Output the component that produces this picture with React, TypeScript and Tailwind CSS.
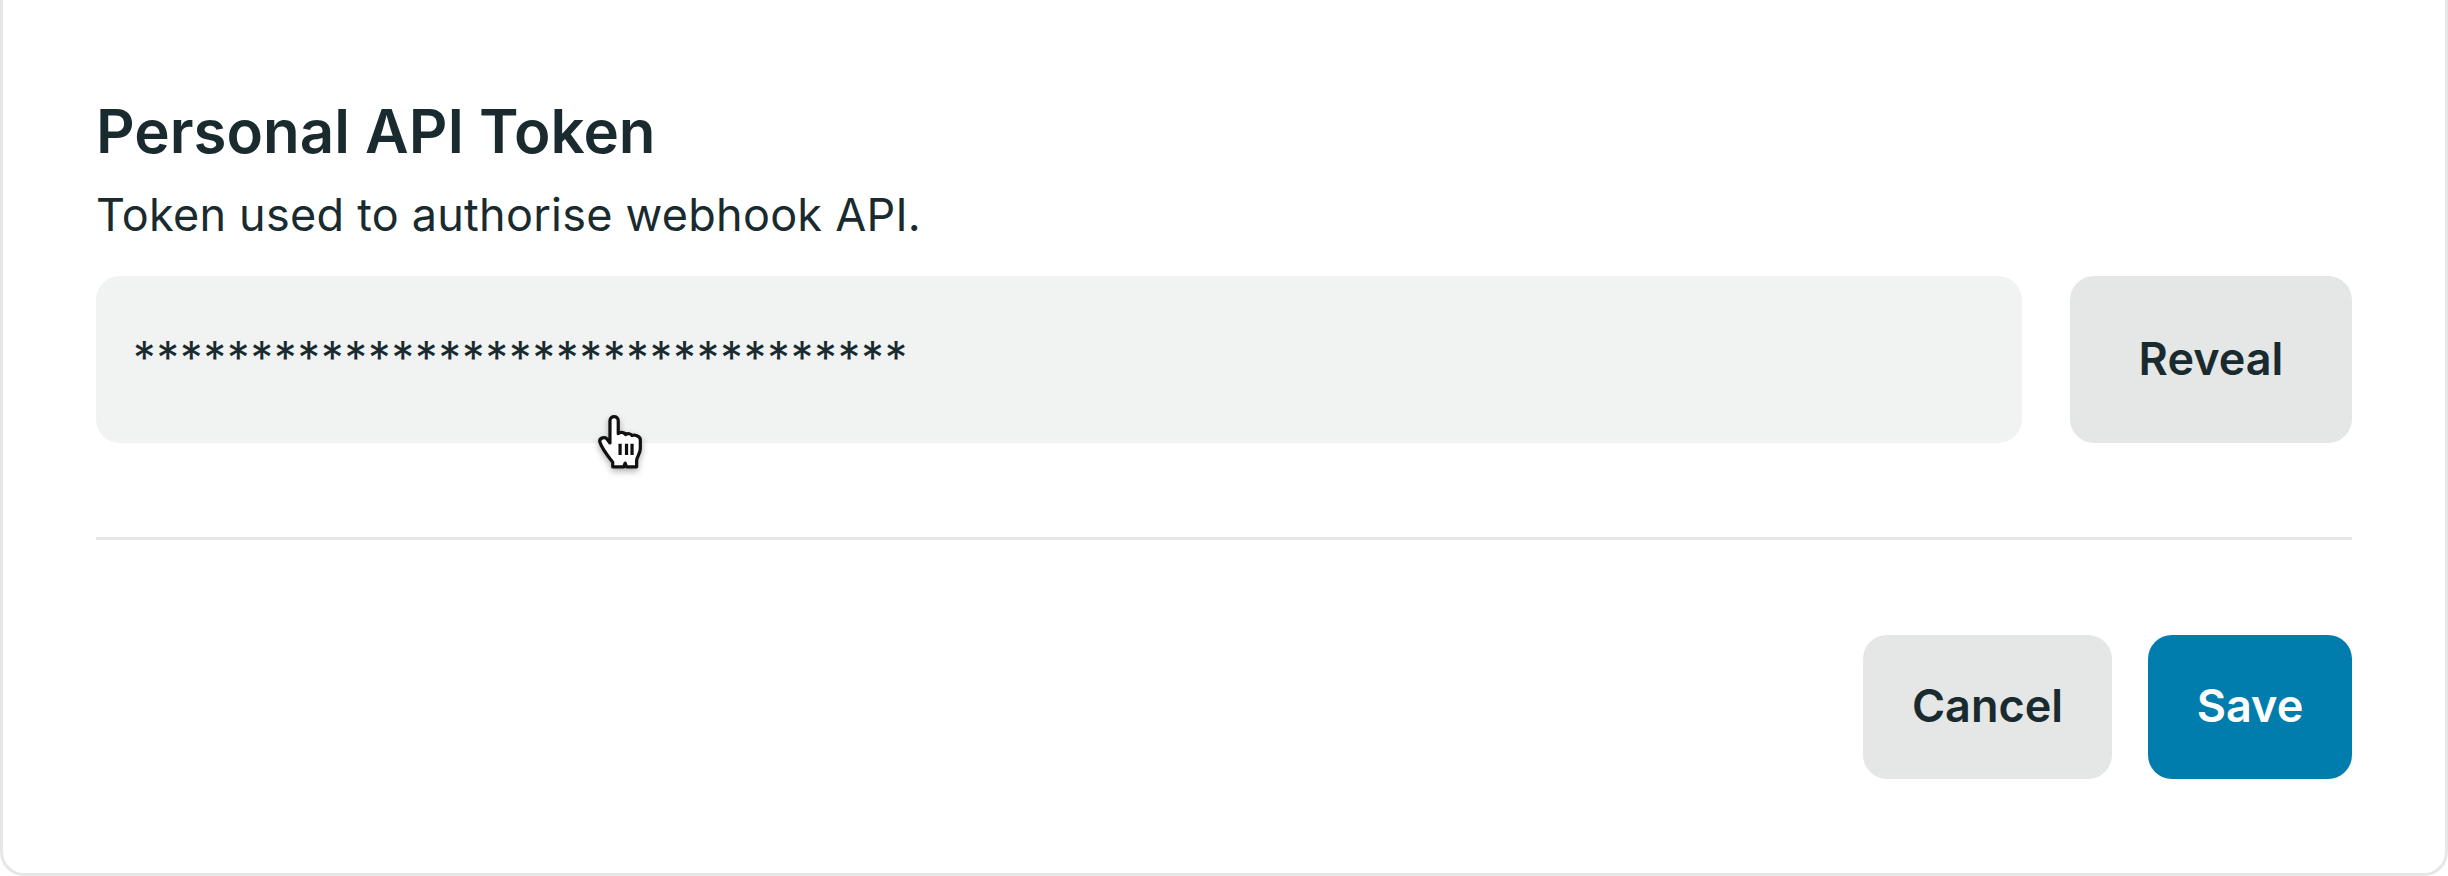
const stars = "*".repeat(33);

function HandCursor() {
  return (
    <svg className="absolute left-[598px] top-[411px] drop-shadow-[0_3px_3px_rgba(0,0,0,0.3)]" width="46" height="62" viewBox="0 0 50 62">
      <path
        d="M13 8c0-6 9-6 9 0v14c2-2 6-2 8 1 2-2 6-1 7 1 3-1 8 0 9 4v10c0 6-4 9-4 13v7H31l-1.5-4-1.5 4H16v-5C12 48 4 38 2 31c-1-5 6-6 8-3l3 4Z"
        fill="#fff"
        stroke="#111"
        strokeWidth="3.5"
        strokeLinejoin="round"
      />
      <path d="M24 33v12M31 33v12M37 33v12" stroke="#111" strokeWidth="3.5" />
    </svg>
  );
}

export default function App() {
  return (
    <div className="relative h-[876px] w-[2448px] overflow-hidden bg-white font-['Inter',sans-serif] text-[#1a2b2f]">
      <div className="flex h-[876px] flex-col rounded-b-[24px] border-x-[3px] border-b-[3px] border-[#e5e7e7] px-[93px] pt-[96px]">
        <h1 className="text-[60px] leading-[70px] font-semibold">Personal API Token</h1>
        <p className="mt-[24px] text-[45px] leading-[50px] tracking-[0.24px]">Token used to authorise webhook API.</p>
        <div className="mt-[36px] flex gap-[48px]">
          <div className="h-[167px] flex-1 rounded-[24px] bg-[#f1f3f3] px-[37px] pt-[57px] text-[45px] leading-[50px] tracking-[0.95px]">{stars}</div>
          <button className="h-[167px] w-[282px] rounded-[24px] bg-[#e5e7e7] pb-[2px] text-[45px] font-semibold">Reveal</button>
        </div>
        <div className="mt-[94px] h-[3px] bg-[#e5e7e7]" />
        <div className="mt-[95px] flex justify-end gap-[36px]">
          <button className="h-[144px] w-[249px] rounded-[24px] bg-[#e5e7e7] pb-[2px] text-[45px] font-semibold">Cancel</button>
          <button className="h-[144px] w-[204px] rounded-[24px] bg-[#007dac] pb-[2px] text-[45px] font-semibold text-white">Save</button>
        </div>
      </div>
      <HandCursor />
    </div>
  );
}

____

GOAL OF THE EXERCISE: Print the complete listing exactly, apart from any pictures.

RESPONSE BELOW:
Output the component that produces this picture with React, TypeScript and Tailwind CSS.
const stars = "*".repeat(33);

function HandCursor() {
  return (
    <svg className="absolute left-[598px] top-[411px] drop-shadow-[0_3px_3px_rgba(0,0,0,0.3)]" width="46" height="62" viewBox="0 0 50 62">
      <path
        d="M13 8c0-6 9-6 9 0v14c2-2 6-2 8 1 2-2 6-1 7 1 3-1 8 0 9 4v10c0 6-4 9-4 13v7H31l-1.5-4-1.5 4H16v-5C12 48 4 38 2 31c-1-5 6-6 8-3l3 4Z"
        fill="#fff"
        stroke="#111"
        strokeWidth="3.5"
        strokeLinejoin="round"
      />
      <path d="M24 33v12M31 33v12M37 33v12" stroke="#111" strokeWidth="3.5" />
    </svg>
  );
}

export default function App() {
  return (
    <div className="relative h-[876px] w-[2448px] overflow-hidden bg-white font-['Inter',sans-serif] text-[#1a2b2f]">
      <div className="flex h-[876px] flex-col rounded-b-[24px] border-x-[3px] border-b-[3px] border-[#e5e7e7] px-[93px] pt-[96px]">
        <h1 className="text-[60px] leading-[70px] font-semibold">Personal API Token</h1>
        <p className="mt-[24px] text-[45px] leading-[50px] tracking-[0.24px]">Token used to authorise webhook API.</p>
        <div className="mt-[36px] flex gap-[48px]">
          <div className="h-[167px] flex-1 rounded-[24px] bg-[#f1f3f3] px-[37px] pt-[57px] text-[45px] leading-[50px] tracking-[0.95px]">{stars}</div>
          <button className="h-[167px] w-[282px] rounded-[24px] bg-[#e5e7e7] pb-[2px] text-[45px] font-semibold">Reveal</button>
        </div>
        <div className="mt-[94px] h-[3px] bg-[#e5e7e7]" />
        <div className="mt-[95px] flex justify-end gap-[36px]">
          <button className="h-[144px] w-[249px] rounded-[24px] bg-[#e5e7e7] pb-[2px] text-[45px] font-semibold">Cancel</button>
          <button className="h-[144px] w-[204px] rounded-[24px] bg-[#007dac] pb-[2px] text-[45px] font-semibold text-white">Save</button>
        </div>
      </div>
      <HandCursor />
    </div>
  );
}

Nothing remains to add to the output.